3) “Won’t You Be My Neighbor” - While the film is mostly a standard formatted documentary, the subject himself makes this movie shine. In a world of hatred and aggression, Mister Rogers’ kindness just touches your soul and leaves you broken inside, but in a happy way. This doc doesn’t just serve Fred Rogers justice, but it’s also a great education opportunity for the newer generation of people who have no knowledge of “Mister Rogers Neighborhood”, especially those who never heard of PBS Kids.
2) “Leave No Trace” - There’s an episode of “Animaniacs” where Slappy and Skippy go see a Bambi-type movie called "Bumbi". After Bambi’s mom dies, Skippy starts crying uncontrollably whenever it’s brought up. That is exactly how I am with the ending of this movie. Every time I think of it, I start bawling because of how poignant and mature it is for a PG movie. “Leave No Trace” is the second movie this year with a PG rating that was so moving, I’m ready to start campaigning for it during it’s awards season run. “Leave No Trace”? More like LEAVE NO TRACE OF MY TEARS AS I LEFT THE THEATER!

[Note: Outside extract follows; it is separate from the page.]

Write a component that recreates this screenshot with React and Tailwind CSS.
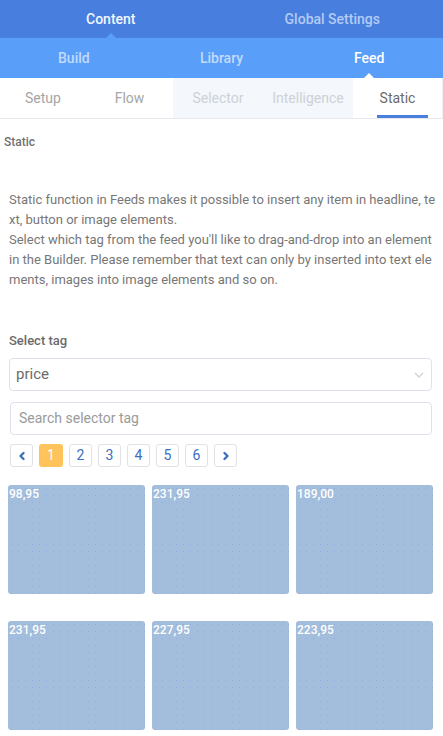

1) “Eighth Grade” - Well, no shit this was going to be number one. Nothing gave me the most accurate deja vu/out of body experience than “Eighth Grade”. While Bo Burnham is writing a character he could never fill the shoes of, you get the idea of how much of his own middle school experiences he’s incorporating in the script, but in a more modernized time. Triggering in the best way imaginable, “Eighth Grade” is brilliantly reflective and a throwback to the worst year of an adolescent’s life, primarily benefited from Bo Burnham in his directorial debut, and breakout star Elsie Fisher.
Thus concludes my list of the best indie movies of 2018. What were your favorite movies of the summer? Any films you would’ve liked to see on this list? Feel free to write in the comment section below!